▶ [Your goal]
Separate out the lines that hold "components".

▶ [Input for this task]
Start

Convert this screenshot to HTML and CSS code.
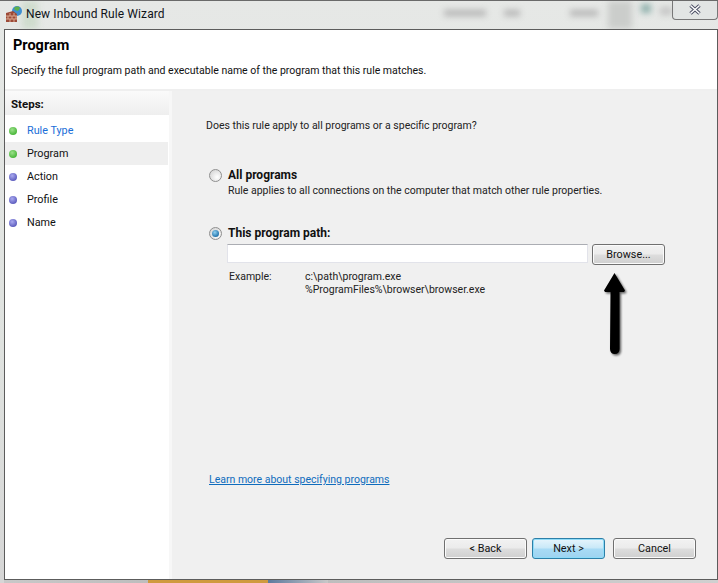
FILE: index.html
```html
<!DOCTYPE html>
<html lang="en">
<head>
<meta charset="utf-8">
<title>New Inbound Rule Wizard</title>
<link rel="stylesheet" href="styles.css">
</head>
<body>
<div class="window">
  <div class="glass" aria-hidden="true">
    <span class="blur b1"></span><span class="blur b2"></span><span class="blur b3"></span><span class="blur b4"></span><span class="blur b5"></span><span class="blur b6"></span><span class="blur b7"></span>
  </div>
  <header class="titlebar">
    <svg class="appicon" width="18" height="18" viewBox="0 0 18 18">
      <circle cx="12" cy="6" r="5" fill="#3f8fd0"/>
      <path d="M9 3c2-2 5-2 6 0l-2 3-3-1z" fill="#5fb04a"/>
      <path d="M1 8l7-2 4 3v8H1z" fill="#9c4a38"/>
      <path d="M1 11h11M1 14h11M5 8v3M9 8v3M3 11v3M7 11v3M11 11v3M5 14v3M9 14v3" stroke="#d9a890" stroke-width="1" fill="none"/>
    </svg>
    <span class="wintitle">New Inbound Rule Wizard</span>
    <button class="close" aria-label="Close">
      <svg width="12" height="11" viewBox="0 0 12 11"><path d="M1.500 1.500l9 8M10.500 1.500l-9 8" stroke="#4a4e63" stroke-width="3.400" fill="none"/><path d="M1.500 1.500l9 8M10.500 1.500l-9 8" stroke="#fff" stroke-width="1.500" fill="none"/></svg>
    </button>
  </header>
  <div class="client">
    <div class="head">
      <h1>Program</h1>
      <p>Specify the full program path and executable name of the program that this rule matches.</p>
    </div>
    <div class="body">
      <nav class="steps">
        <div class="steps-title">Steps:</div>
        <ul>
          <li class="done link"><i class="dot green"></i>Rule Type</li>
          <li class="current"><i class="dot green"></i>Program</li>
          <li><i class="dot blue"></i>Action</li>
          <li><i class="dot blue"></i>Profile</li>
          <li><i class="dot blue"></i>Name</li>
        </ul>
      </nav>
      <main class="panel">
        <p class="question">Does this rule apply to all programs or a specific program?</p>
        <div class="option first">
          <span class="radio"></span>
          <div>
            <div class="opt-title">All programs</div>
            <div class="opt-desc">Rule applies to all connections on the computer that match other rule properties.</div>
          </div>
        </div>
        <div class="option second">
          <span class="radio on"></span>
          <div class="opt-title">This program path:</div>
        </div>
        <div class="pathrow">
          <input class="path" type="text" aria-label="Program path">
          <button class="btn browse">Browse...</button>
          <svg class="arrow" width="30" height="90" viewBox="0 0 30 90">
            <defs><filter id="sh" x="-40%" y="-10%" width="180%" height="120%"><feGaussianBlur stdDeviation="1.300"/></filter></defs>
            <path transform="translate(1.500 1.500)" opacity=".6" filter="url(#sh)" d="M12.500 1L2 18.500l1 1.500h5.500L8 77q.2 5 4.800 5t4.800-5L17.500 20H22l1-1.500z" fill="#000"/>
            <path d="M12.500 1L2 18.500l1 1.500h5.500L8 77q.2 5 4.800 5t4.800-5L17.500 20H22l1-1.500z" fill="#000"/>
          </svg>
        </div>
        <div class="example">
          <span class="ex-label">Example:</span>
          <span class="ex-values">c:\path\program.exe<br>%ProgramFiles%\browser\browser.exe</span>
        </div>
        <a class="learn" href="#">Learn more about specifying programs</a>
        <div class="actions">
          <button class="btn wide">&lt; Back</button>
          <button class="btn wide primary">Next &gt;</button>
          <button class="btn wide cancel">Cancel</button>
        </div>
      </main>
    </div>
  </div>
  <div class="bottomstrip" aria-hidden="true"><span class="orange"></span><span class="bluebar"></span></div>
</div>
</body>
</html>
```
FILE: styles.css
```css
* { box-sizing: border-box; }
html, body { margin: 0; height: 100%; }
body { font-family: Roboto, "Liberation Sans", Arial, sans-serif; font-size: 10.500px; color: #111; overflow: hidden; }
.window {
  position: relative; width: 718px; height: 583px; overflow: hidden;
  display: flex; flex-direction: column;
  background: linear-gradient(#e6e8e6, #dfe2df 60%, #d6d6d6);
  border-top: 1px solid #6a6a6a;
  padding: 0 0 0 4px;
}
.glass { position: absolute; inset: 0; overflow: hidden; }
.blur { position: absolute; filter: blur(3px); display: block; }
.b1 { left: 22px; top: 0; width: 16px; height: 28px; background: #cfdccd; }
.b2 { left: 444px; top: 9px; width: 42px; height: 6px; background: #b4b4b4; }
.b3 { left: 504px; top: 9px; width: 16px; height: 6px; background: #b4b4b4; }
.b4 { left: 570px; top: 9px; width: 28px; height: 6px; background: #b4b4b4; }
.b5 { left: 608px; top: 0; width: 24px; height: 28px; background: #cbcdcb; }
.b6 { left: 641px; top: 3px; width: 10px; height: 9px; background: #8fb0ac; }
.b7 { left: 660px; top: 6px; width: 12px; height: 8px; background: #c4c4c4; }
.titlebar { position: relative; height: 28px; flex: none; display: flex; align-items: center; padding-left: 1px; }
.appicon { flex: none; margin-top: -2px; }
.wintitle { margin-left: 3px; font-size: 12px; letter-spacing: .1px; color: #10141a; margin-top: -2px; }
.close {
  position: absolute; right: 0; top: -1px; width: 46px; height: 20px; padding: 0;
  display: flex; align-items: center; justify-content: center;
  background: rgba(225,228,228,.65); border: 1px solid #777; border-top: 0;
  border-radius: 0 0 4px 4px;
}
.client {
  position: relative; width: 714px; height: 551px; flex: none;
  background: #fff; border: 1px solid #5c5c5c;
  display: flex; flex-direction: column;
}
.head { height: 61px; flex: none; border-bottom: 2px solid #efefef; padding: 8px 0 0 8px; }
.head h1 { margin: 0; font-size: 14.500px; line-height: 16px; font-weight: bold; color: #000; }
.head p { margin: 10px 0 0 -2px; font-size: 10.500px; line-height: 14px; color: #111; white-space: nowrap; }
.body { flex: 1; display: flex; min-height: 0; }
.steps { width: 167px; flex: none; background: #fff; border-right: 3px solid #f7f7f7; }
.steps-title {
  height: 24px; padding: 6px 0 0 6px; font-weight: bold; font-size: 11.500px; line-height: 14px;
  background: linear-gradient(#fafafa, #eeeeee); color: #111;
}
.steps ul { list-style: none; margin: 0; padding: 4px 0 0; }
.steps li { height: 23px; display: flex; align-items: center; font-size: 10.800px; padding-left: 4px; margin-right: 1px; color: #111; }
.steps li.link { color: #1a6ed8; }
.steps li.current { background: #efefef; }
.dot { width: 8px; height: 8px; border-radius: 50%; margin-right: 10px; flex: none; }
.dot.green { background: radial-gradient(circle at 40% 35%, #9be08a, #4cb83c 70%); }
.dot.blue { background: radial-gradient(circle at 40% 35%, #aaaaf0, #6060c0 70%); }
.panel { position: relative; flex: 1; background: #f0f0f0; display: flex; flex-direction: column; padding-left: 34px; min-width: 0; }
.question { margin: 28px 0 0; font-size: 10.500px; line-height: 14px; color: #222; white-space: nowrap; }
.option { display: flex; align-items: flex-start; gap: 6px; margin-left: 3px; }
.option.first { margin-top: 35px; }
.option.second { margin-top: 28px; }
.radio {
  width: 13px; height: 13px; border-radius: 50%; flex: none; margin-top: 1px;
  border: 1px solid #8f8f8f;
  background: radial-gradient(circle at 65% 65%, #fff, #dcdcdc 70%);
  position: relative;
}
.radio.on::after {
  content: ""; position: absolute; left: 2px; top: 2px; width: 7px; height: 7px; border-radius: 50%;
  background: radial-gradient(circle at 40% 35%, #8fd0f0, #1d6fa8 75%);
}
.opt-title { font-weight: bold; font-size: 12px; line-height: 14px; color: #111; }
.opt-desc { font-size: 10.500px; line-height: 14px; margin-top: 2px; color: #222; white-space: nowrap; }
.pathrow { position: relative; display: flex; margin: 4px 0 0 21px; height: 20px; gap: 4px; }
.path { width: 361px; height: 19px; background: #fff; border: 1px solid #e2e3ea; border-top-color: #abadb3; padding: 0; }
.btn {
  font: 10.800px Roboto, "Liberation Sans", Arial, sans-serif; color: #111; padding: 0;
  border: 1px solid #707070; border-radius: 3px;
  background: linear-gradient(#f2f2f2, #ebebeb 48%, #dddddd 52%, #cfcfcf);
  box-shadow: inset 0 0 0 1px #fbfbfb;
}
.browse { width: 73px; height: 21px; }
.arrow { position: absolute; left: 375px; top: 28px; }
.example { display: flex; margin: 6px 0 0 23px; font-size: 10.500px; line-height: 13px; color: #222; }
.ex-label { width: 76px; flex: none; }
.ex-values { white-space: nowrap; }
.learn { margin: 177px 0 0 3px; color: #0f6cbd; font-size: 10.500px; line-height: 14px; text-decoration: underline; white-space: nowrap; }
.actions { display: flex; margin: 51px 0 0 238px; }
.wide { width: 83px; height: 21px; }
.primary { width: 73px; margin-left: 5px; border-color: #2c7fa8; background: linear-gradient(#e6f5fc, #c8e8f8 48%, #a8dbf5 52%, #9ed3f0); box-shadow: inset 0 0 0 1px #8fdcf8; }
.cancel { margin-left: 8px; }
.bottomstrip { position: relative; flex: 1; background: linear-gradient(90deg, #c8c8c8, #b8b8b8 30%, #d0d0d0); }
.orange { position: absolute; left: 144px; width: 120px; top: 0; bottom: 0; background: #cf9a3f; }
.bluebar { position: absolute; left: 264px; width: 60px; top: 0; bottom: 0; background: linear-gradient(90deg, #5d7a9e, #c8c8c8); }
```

End
Start

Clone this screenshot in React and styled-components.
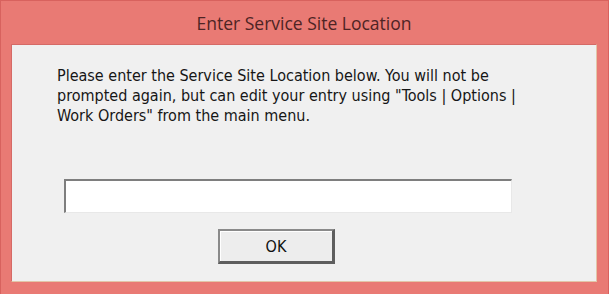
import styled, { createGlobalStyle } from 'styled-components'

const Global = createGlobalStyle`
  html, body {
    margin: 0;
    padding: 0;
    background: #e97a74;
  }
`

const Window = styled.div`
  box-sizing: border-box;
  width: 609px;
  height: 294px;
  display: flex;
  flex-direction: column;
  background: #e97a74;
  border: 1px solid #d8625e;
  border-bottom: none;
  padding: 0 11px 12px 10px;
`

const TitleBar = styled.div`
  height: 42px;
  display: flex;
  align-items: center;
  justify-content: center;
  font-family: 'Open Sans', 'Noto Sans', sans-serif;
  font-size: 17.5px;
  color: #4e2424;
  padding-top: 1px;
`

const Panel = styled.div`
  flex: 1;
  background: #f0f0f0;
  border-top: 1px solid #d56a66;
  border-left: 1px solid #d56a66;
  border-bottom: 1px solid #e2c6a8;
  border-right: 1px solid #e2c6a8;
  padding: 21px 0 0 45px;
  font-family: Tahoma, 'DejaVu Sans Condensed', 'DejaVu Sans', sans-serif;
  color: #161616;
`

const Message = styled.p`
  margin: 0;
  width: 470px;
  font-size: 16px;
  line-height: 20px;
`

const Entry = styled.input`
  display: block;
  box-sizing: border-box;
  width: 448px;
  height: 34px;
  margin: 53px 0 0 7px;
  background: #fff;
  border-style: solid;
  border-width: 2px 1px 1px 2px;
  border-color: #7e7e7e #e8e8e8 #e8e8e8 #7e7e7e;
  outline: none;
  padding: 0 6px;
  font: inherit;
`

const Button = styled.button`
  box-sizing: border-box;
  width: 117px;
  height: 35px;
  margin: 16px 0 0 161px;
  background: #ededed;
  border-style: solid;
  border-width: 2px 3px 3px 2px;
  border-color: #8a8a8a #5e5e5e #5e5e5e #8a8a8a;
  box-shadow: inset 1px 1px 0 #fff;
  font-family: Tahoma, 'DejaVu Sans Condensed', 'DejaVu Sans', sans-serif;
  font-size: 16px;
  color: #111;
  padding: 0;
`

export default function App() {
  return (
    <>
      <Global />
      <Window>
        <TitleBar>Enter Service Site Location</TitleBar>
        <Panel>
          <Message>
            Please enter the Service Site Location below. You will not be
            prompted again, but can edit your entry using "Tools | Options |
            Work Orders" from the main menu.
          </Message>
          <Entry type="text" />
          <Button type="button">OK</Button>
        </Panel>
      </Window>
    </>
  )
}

End

▶ [Right answer]
Clone this screenshot in React and styled-components.
import styled, { createGlobalStyle } from 'styled-components'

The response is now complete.